= Michael Roderick Oliver =

English businessman and philanthropist

Michael Roderick Oliver (born September 1938), is an English businessman, philanthropist and chairman of four Cheshire based companies – Oliver Valves, Oliver Valvetek, Oliver Twinsafe and Oliver Hydcovalves– which manufacture high-pressure valves for the oil and gas sector.

== Business career ==
Michael Oliver established his first business, Oliver Valves, in 1979 in a one-car garage at his home in Hale, Cheshire, England.
The business began by producing a single product – an innovative severe-service needle valve. Today, the three companies sell over 400,000 valves a year, employ over 280 people worldwide and operate through offices in several locations around the world, including Dubai, Kuala Lumpur. The companies’ customers are major energy companies including Petrobras and Exxon.
The 2013 Sunday Times Rich List placed him as Britain's 169th richest person with an estimated £517million fortune. He was awarded the Order of the British Empire by the Queen at Buckingham Palace in 2012 and has been a Deputy Lieutenant of Cheshire since 2011.
He was awarded an Honorary Doctorate of Engineering by the University of Chester for his services to Engineering in 2013.

== Philanthropy ==

Oliver is a long-term supporter of a wide range of charities in the North West of England, nationally and internationally:
- Oliver recently established the Michael Oliver Foundation, which supports carers living in the Cheshire area.
- In 2011, he helped fund the creation of a memorial to the Canadian aircrews who fought alongside the Royal Air Force during World War II, located at the National Memorial Arboretum in Staffordshire.
- To raise funds for the Bomber Command Memorial in Green Park, he bought and donated a limited edition maquette sculpture to the Royal Air Force Benevolent Fund for permanent display at the RAF Club in Piccadilly, London, and pledged to fund half of any future costs to ensure it is well maintained.
- Also donating to the Royal Air Force Benevolent Fund, Oliver bought a Row2Recovery boat originally used by a six-man crew of former British soldiers for a 3,000-mile cross-Atlantic challenge.

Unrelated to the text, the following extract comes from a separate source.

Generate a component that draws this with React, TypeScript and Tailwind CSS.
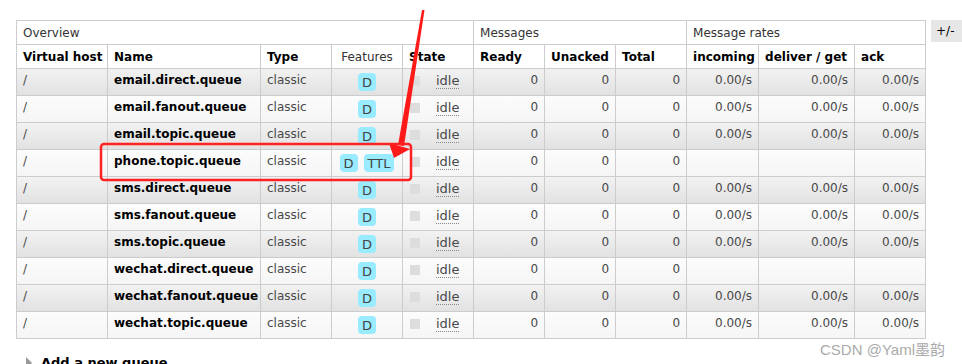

He then returned it to the crew to be used again for a nominal fee of £1.
- Oliver is a key donor to Greater Manchester charity Wood Street Mission, donating two vans to the charity in 2013.
- Various donations to Destination Florida, a Manchester-based charity, have been made, including directly funding a trip to Florida for numerous sick children along with their doctors and carers.
- Pictor Academy in Manchester, a school for children with special educational needs, were donated a specially adapted Variety Sunshine Coach along with a number of tablet computers for the classrooms.

== Automobile and aircraft collection ==

Oliver has a large collection of automobile, motorcycles, aircraft and aircraft engines and his collection also includes the late Fred Dibnah's traction engine.